Later, much later at the local bowls club – where the air conditioning is struggling under the mass of bodies that have converged on its humble premises – it’s still stiflingly hot.
The town has put on a spread for the Burrumbuttock Hay Runners and there is a quietly casual feel to the evening where more generous volunteers dish up wholesome fare – sausages, minute steaks, coleslaw, potato salad, corn – and plenty of it.
It’s been another long day; not for one moment should anyone consider the hay run a lark, a joyride or anything other than an exhausting mission of mercy.
You have to experience a hay run to truly appreciate the scale of Bumpa’s dream.
This, the 14th hay run, has seen more than 500 volunteers and 180 trucks carting 6500 bales of hay to make a difference to Aussie farmers in need.
Bumpa jokes that the circus has come to town.

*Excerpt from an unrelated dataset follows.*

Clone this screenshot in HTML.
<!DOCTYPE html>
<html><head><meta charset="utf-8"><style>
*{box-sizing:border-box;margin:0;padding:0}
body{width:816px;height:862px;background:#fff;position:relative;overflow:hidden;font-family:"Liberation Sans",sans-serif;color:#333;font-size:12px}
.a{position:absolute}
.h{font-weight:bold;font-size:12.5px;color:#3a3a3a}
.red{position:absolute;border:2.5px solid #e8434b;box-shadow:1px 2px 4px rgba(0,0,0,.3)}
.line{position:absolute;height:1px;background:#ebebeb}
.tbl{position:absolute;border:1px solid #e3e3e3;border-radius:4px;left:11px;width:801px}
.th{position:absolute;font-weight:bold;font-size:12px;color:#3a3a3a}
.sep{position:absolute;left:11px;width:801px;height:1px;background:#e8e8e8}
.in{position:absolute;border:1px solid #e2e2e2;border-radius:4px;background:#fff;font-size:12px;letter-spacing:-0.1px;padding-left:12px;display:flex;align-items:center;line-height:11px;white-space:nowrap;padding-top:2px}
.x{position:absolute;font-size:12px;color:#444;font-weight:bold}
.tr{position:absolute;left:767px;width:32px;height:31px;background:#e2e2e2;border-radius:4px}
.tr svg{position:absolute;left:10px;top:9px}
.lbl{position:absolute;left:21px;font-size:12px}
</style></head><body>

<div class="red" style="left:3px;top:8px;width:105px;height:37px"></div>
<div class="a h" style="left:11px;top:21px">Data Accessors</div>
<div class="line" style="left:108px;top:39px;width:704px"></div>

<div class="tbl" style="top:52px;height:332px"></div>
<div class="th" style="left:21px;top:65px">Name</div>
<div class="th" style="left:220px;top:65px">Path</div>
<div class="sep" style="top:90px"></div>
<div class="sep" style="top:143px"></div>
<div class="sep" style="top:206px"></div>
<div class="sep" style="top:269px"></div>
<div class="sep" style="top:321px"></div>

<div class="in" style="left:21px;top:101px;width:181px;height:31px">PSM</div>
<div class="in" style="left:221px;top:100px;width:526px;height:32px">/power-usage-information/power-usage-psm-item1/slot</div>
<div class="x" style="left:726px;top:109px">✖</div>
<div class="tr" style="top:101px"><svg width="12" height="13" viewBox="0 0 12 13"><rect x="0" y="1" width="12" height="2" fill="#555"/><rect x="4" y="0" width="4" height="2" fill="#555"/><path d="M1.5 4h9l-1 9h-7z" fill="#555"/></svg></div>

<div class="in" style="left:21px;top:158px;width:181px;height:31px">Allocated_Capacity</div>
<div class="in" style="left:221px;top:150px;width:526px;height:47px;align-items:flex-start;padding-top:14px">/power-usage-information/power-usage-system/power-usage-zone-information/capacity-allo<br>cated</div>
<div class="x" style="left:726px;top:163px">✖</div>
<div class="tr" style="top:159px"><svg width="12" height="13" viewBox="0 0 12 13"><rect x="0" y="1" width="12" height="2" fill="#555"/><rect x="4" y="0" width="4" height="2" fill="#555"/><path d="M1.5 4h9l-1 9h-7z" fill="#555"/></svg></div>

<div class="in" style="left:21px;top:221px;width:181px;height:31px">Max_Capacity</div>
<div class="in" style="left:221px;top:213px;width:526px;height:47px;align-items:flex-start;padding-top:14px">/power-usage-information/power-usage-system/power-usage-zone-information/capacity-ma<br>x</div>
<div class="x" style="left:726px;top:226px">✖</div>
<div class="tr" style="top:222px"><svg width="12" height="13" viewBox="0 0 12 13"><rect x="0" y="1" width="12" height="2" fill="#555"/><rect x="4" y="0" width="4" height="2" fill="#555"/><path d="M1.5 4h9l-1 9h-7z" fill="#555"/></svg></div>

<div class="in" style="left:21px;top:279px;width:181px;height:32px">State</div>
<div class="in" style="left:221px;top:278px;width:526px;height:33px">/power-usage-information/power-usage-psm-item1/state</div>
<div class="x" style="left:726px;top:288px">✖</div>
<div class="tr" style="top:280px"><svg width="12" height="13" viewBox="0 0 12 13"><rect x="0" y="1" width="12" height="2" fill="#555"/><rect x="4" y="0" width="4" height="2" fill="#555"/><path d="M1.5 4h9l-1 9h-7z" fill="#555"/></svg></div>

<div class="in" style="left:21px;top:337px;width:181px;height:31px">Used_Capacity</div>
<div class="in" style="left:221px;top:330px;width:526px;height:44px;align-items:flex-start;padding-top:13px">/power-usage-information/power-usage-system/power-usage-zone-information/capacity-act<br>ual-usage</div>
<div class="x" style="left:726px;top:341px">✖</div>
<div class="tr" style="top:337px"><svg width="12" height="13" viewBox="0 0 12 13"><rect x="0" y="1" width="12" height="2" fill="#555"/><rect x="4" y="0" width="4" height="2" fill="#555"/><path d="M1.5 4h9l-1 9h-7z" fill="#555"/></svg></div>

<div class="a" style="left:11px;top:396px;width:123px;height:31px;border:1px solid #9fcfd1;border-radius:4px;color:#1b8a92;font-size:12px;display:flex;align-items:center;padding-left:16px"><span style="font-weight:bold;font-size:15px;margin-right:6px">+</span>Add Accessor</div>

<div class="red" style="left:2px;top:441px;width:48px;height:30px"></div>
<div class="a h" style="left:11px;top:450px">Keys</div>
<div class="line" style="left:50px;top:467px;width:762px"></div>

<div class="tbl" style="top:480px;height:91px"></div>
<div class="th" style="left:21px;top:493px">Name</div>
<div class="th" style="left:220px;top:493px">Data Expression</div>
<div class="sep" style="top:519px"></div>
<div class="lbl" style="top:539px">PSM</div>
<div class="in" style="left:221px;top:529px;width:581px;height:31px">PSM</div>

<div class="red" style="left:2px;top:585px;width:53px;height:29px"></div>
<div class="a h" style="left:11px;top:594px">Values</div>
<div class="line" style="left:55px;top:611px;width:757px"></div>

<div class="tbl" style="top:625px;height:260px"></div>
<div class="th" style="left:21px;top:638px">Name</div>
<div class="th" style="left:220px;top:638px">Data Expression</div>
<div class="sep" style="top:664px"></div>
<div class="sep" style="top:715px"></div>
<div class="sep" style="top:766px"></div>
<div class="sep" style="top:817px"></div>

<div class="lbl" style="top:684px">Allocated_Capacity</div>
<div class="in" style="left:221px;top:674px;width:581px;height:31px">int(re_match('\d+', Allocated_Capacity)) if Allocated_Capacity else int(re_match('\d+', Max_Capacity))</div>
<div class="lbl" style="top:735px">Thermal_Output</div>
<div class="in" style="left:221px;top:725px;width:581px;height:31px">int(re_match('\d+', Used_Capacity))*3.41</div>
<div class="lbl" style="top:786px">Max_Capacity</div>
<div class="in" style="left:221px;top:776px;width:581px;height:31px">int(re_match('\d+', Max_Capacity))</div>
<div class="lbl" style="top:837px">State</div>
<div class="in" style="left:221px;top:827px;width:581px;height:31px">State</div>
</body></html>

And in a way it has – the cavalcade of rigs rolled into Quilpie with lights flashing and horns blasting while townsfolk cheered and waved them on.
The convoy is an awesome sight to behold; even bunched fairly tightly, 180 trucks can take up about 55 kilometres of bitumen.
The hay runners’ arrival is absolutely cause for celebration.
But underlying the fanfare is a brutal truth – the country here is buggered.
From Cobar to Cunnamulla and on that final stretch into Quilpie, the landscape is desolate.
It’s a miracle anything survives here.
Pete Warren, from Cunnamulla, informs us over the two-way the scattered mulga trees are about the only thing left to reliably feed stock.
Although, he adds on the crackly line, there is a “bit of a hoo-ha” in Queensland at the moment over laws in relation to clearing the hardy tree.
Hay runner stalwart Howie Muller estimates there must be close to $2 million in hay, dog food and toys loaded on trailers for this run.
It’s a drop in the ocean to what’s needed out here but that’s not the point.
Howie warns me drop-off day is an emotion-charged one.
And even though it’s rare for theses families to really let on just how tough things are, the truck drivers who return from farm visits say their lives are never quite the same.
It’s what keeps them returning year after year and it’s what drives the feisty Farrell to “keep the dream alive”.
His dream is of an Australia that cares about the people who put food on our tables.
His dream is that politicians will turn their gaze towards the resilient and resourceful families who continue to try to eke out a living from this unforgiving land.
Rain is the only real answer to this problem of crippling drought.
But answering the call to our humanity is something that we all can do right here and right now.
This is the dream the hay runners keep alive this Australia Day.